> **The exercise**: Give the listing again exactly, omitting its images.

> **Collected data**:
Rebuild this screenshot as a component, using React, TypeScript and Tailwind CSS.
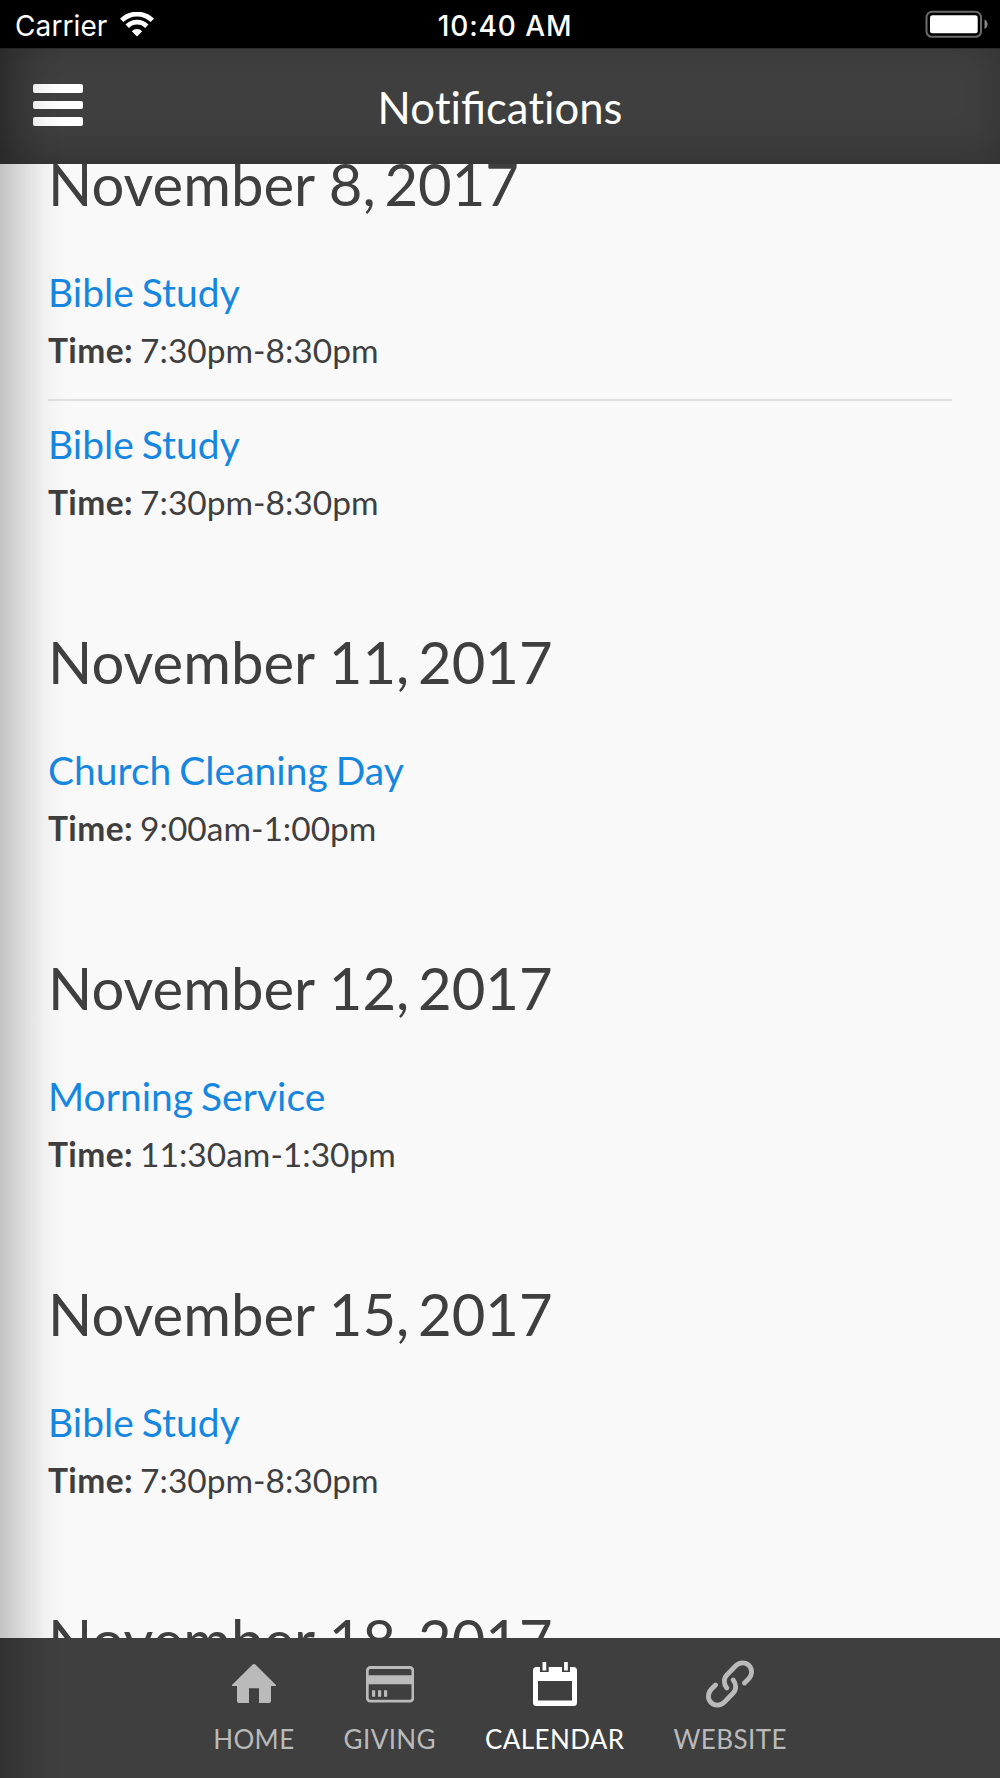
const sections = [
  { day: "November 8,", year: "2017", events: [{ title: "Bible Study", time: "7:30pm-8:30pm" }, { title: "Bible Study", time: "7:30pm-8:30pm" }] },
  { day: "November 11,", year: "2017", events: [{ title: "Church Cleaning Day", time: "9:00am-1:00pm" }] },
  { day: "November 12,", year: "2017", events: [{ title: "Morning Service", time: "11:30am-1:30pm" }] },
  { day: "November 15,", year: "2017", events: [{ title: "Bible Study", time: "7:30pm-8:30pm" }] },
  { day: "November 18,", year: "2017", events: [] },
];

const HomeIcon = () => (
  <svg className="size-12" viewBox="0 0 48 48" fill="currentColor">
    <path d="M22.6 4.6a2 2 0 0 1 2.8 0L46 25v.9h-5V41a2 2 0 0 1-2 2H29V28.3H19V43H9a2 2 0 0 1-2-2V25.9H2V25z" />
  </svg>
);

const CardIcon = () => (
  <svg className="size-12" viewBox="0 0 48 48" fill="currentColor">
    <rect x="1.3" y="7.5" width="45.6" height="33.6" rx="3" fill="none" stroke="currentColor" strokeWidth="2.8" />
    <path d="M1 15.3h46v9H1zM6 30.3h3.2v6.4H6zM12 30.3h3.2v6.4H12zM18 30.3h3.2v6.4H18z" />
  </svg>
);

const CalendarIcon = () => (
  <svg className="size-12" viewBox="0 0 48 48" fill="currentColor">
    <path
      fillRule="evenodd"
      d="M5.5 7H9v5h8.7V7H31v5h8V7h3.5A3.5 3.5 0 0 1 46 10.5v32a3.5 3.5 0 0 1-3.5 3.5h-37A3.5 3.5 0 0 1 2 42.5v-32A3.5 3.5 0 0 1 5.5 7zM7 21v19.4h34V21z"
    />
    <path d="M11.5 2h3.7v8.5h-3.7zM33.1 2h3.7v8.5h-3.7z" />
  </svg>
);

const LinkIcon = () => (
  <svg className="size-12" viewBox="0 0 48 48" fill="none" stroke="currentColor" strokeWidth="4.8" strokeLinecap="round">
    <path d="M38.5 23L42.5 19C46.5 15 46.5 9 43 5.5C39.5 2 33.5 2 29.5 6L20.8 15C17.5 18.5 17.5 24 20.8 28" />
    <path d="M9.5 25L5.5 29C1.5 33 1.5 39 5 42.5C8.5 46 14.5 46 18.5 42L27.2 33C30.5 29.5 30.5 24 27.2 20" />
  </svg>
);

const tabs = [
  { label: "HOME", icon: <HomeIcon />, active: false },
  { label: "GIVING", icon: <CardIcon />, active: false },
  { label: "CALENDAR", icon: <CalendarIcon />, active: true },
  { label: "WEBSITE", icon: <LinkIcon />, active: false },
];

const StatusBar = () => (
  <div className="grid h-12 shrink-0 grid-cols-[1fr_auto_1fr] items-center bg-black pt-0.5 pl-[15px] pr-[12px] font-['Inter',sans-serif] text-white">
    <div className="flex items-center gap-[13px]">
      <span className="pt-px text-[28px] tracking-[0.1px]">Carrier</span>
      <svg className="mb-0.5 h-[25px] w-[34px]" viewBox="0 0 34 25" fill="none" stroke="currentColor" strokeWidth="4.8">
        <path d="M1.7 8.4a21.6 21.6 0 0 1 30.6 0" />
        <path d="M7.2 14.2a13.8 13.8 0 0 1 19.6 0" />
        <path d="M17 24.5l-5.2-5.3a7.4 7.4 0 0 1 10.4 0z" fill="currentColor" stroke="none" />
      </svg>
    </div>
    <div className="pt-px pl-[7px] text-center text-[28px] font-medium tracking-[0.9px]">10:40 AM</div>
    <svg className="mb-0.5 h-7 w-[63px] justify-self-end" viewBox="0 0 63 28">
      <rect x="1.5" y="1.8" width="54.5" height="25" rx="5.5" fill="none" stroke="#6b6b6b" strokeWidth="2" />
      <rect x="5" y="5.3" width="47.7" height="18" rx="2.5" fill="#fff" />
      <path d="M59.5 9.5c4 1.5 4 8 0 9.5z" fill="#858585" />
    </svg>
  </div>
);

const App: React.FC = () => {
  return (
    <div className="relative flex h-[1778px] w-[1000px] flex-col overflow-hidden bg-[#f9f9f9] font-['Lato',sans-serif] text-[#3f3f3f]">
      <StatusBar />
      <header className="grid h-[116px] shrink-0 grid-cols-[1fr_auto_1fr] items-center border-t border-[#2b2b2b] bg-[#3f3f3f] px-[33px] text-white shadow-[inset_0_-8px_36px_rgba(0,0,0,0.22)]">
        <div className="flex w-[50px] flex-col gap-2 pb-[3px]">
          <span className="h-[8.5px] rounded-[2px] bg-white" />
          <span className="h-[8.5px] rounded-[2px] bg-white" />
          <span className="h-[8.5px] rounded-[2px] bg-white" />
        </div>
        {/* only the "fi" pair is joined */}
        <h1 className="text-[43.6px] leading-[52px]">
          No<span className="[font-variant-ligatures:none]">t</span>ifica<span className="[font-variant-ligatures:none]">t</span>ions
        </h1>
      </header>

      <main className="min-h-0 flex-1 overflow-hidden px-12">
        {/* list is scrolled a little under the header */}
        <div className="-mt-[13px]">
          {sections.map((section) => (
            <section key={section.day} className="mb-[107px]">
              <h2 className="mb-[52px] text-[58px] leading-[66px]">
                {section.day}
                <span className="[word-spacing:-6px]"> {section.year}</span>
              </h2>
              <div className="divide-y-2 divide-[#e0e0e0]">
                {section.events.map((event, i) => (
                  <div key={i} className="pb-[29px] last:pb-0 not-first:pt-5">
                    <div className="mb-[15px] text-[39px] leading-[46px] text-[#1687e0] [word-spacing:-2px]">{event.title}</div>
                    <div className="text-[33.5px] leading-[40px] [word-spacing:-1.5px]">
                      <b className="tracking-[0.4px]">Time:</b> {event.time}
                    </div>
                  </div>
                ))}
              </div>
            </section>
          ))}
        </div>
      </main>

      <nav className="flex h-[140px] shrink-0 justify-center gap-[49px] bg-[#3f3f3f] pt-[22px]">
        {tabs.map((tab) => (
          <div key={tab.label} className={tab.active ? "flex flex-col items-center text-white" : "flex flex-col items-center text-[#bababa]"}>
            {tab.icon}
            <span className="mt-[15px] text-[26px] leading-8 tracking-[0.4px]">{tab.label}</span>
          </div>
        ))}
      </nav>

      {/* shadow cast by the side menu */}
      <div className="pointer-events-none absolute bottom-0 left-0 top-12 w-[66px] bg-[linear-gradient(to_right,rgba(0,0,0,0.22),rgba(0,0,0,0.13)_30%,rgba(0,0,0,0.03)_68%,transparent)]" />
    </div>
  );
};

export default App;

> **Full solution**:
Rebuild this screenshot as a component, using React, TypeScript and Tailwind CSS.
const sections = [
  { day: "November 8,", year: "2017", events: [{ title: "Bible Study", time: "7:30pm-8:30pm" }, { title: "Bible Study", time: "7:30pm-8:30pm" }] },
  { day: "November 11,", year: "2017", events: [{ title: "Church Cleaning Day", time: "9:00am-1:00pm" }] },
  { day: "November 12,", year: "2017", events: [{ title: "Morning Service", time: "11:30am-1:30pm" }] },
  { day: "November 15,", year: "2017", events: [{ title: "Bible Study", time: "7:30pm-8:30pm" }] },
  { day: "November 18,", year: "2017", events: [] },
];

const HomeIcon = () => (
  <svg className="size-12" viewBox="0 0 48 48" fill="currentColor">
    <path d="M22.6 4.6a2 2 0 0 1 2.8 0L46 25v.9h-5V41a2 2 0 0 1-2 2H29V28.3H19V43H9a2 2 0 0 1-2-2V25.9H2V25z" />
  </svg>
);

const CardIcon = () => (
  <svg className="size-12" viewBox="0 0 48 48" fill="currentColor">
    <rect x="1.3" y="7.5" width="45.6" height="33.6" rx="3" fill="none" stroke="currentColor" strokeWidth="2.8" />
    <path d="M1 15.3h46v9H1zM6 30.3h3.2v6.4H6zM12 30.3h3.2v6.4H12zM18 30.3h3.2v6.4H18z" />
  </svg>
);

const CalendarIcon = () => (
  <svg className="size-12" viewBox="0 0 48 48" fill="currentColor">
    <path
      fillRule="evenodd"
      d="M5.5 7H9v5h8.7V7H31v5h8V7h3.5A3.5 3.5 0 0 1 46 10.5v32a3.5 3.5 0 0 1-3.5 3.5h-37A3.5 3.5 0 0 1 2 42.5v-32A3.5 3.5 0 0 1 5.5 7zM7 21v19.4h34V21z"
    />
    <path d="M11.5 2h3.7v8.5h-3.7zM33.1 2h3.7v8.5h-3.7z" />
  </svg>
);

const LinkIcon = () => (
  <svg className="size-12" viewBox="0 0 48 48" fill="none" stroke="currentColor" strokeWidth="4.8" strokeLinecap="round">
    <path d="M38.5 23L42.5 19C46.5 15 46.5 9 43 5.5C39.5 2 33.5 2 29.5 6L20.8 15C17.5 18.5 17.5 24 20.8 28" />
    <path d="M9.5 25L5.5 29C1.5 33 1.5 39 5 42.5C8.5 46 14.5 46 18.5 42L27.2 33C30.5 29.5 30.5 24 27.2 20" />
  </svg>
);

const tabs = [
  { label: "HOME", icon: <HomeIcon />, active: false },
  { label: "GIVING", icon: <CardIcon />, active: false },
  { label: "CALENDAR", icon: <CalendarIcon />, active: true },
  { label: "WEBSITE", icon: <LinkIcon />, active: false },
];

const StatusBar = () => (
  <div className="grid h-12 shrink-0 grid-cols-[1fr_auto_1fr] items-center bg-black pt-0.5 pl-[15px] pr-[12px] font-['Inter',sans-serif] text-white">
    <div className="flex items-center gap-[13px]">
      <span className="pt-px text-[28px] tracking-[0.1px]">Carrier</span>
      <svg className="mb-0.5 h-[25px] w-[34px]" viewBox="0 0 34 25" fill="none" stroke="currentColor" strokeWidth="4.8">
        <path d="M1.7 8.4a21.6 21.6 0 0 1 30.6 0" />
        <path d="M7.2 14.2a13.8 13.8 0 0 1 19.6 0" />
        <path d="M17 24.5l-5.2-5.3a7.4 7.4 0 0 1 10.4 0z" fill="currentColor" stroke="none" />
      </svg>
    </div>
    <div className="pt-px pl-[7px] text-center text-[28px] font-medium tracking-[0.9px]">10:40 AM</div>
    <svg className="mb-0.5 h-7 w-[63px] justify-self-end" viewBox="0 0 63 28">
      <rect x="1.5" y="1.8" width="54.5" height="25" rx="5.5" fill="none" stroke="#6b6b6b" strokeWidth="2" />
      <rect x="5" y="5.3" width="47.7" height="18" rx="2.5" fill="#fff" />
      <path d="M59.5 9.5c4 1.5 4 8 0 9.5z" fill="#858585" />
    </svg>
  </div>
);

const App: React.FC = () => {
  return (
    <div className="relative flex h-[1778px] w-[1000px] flex-col overflow-hidden bg-[#f9f9f9] font-['Lato',sans-serif] text-[#3f3f3f]">
      <StatusBar />
      <header className="grid h-[116px] shrink-0 grid-cols-[1fr_auto_1fr] items-center border-t border-[#2b2b2b] bg-[#3f3f3f] px-[33px] text-white shadow-[inset_0_-8px_36px_rgba(0,0,0,0.22)]">
        <div className="flex w-[50px] flex-col gap-2 pb-[3px]">
          <span className="h-[8.5px] rounded-[2px] bg-white" />
          <span className="h-[8.5px] rounded-[2px] bg-white" />
          <span className="h-[8.5px] rounded-[2px] bg-white" />
        </div>
        {/* only the "fi" pair is joined */}
        <h1 className="text-[43.6px] leading-[52px]">
          No<span className="[font-variant-ligatures:none]">t</span>ifica<span className="[font-variant-ligatures:none]">t</span>ions
        </h1>
      </header>

      <main className="min-h-0 flex-1 overflow-hidden px-12">
        {/* list is scrolled a little under the header */}
        <div className="-mt-[13px]">
          {sections.map((section) => (
            <section key={section.day} className="mb-[107px]">
              <h2 className="mb-[52px] text-[58px] leading-[66px]">
                {section.day}
                <span className="[word-spacing:-6px]"> {section.year}</span>
              </h2>
              <div className="divide-y-2 divide-[#e0e0e0]">
                {section.events.map((event, i) => (
                  <div key={i} className="pb-[29px] last:pb-0 not-first:pt-5">
                    <div className="mb-[15px] text-[39px] leading-[46px] text-[#1687e0] [word-spacing:-2px]">{event.title}</div>
                    <div className="text-[33.5px] leading-[40px] [word-spacing:-1.5px]">
                      <b className="tracking-[0.4px]">Time:</b> {event.time}
                    </div>
                  </div>
                ))}
              </div>
            </section>
          ))}
        </div>
      </main>

      <nav className="flex h-[140px] shrink-0 justify-center gap-[49px] bg-[#3f3f3f] pt-[22px]">
        {tabs.map((tab) => (
          <div key={tab.label} className={tab.active ? "flex flex-col items-center text-white" : "flex flex-col items-center text-[#bababa]"}>
            {tab.icon}
            <span className="mt-[15px] text-[26px] leading-8 tracking-[0.4px]">{tab.label}</span>
          </div>
        ))}
      </nav>

      {/* shadow cast by the side menu */}
      <div className="pointer-events-none absolute bottom-0 left-0 top-12 w-[66px] bg-[linear-gradient(to_right,rgba(0,0,0,0.22),rgba(0,0,0,0.13)_30%,rgba(0,0,0,0.03)_68%,transparent)]" />
    </div>
  );
};

export default App;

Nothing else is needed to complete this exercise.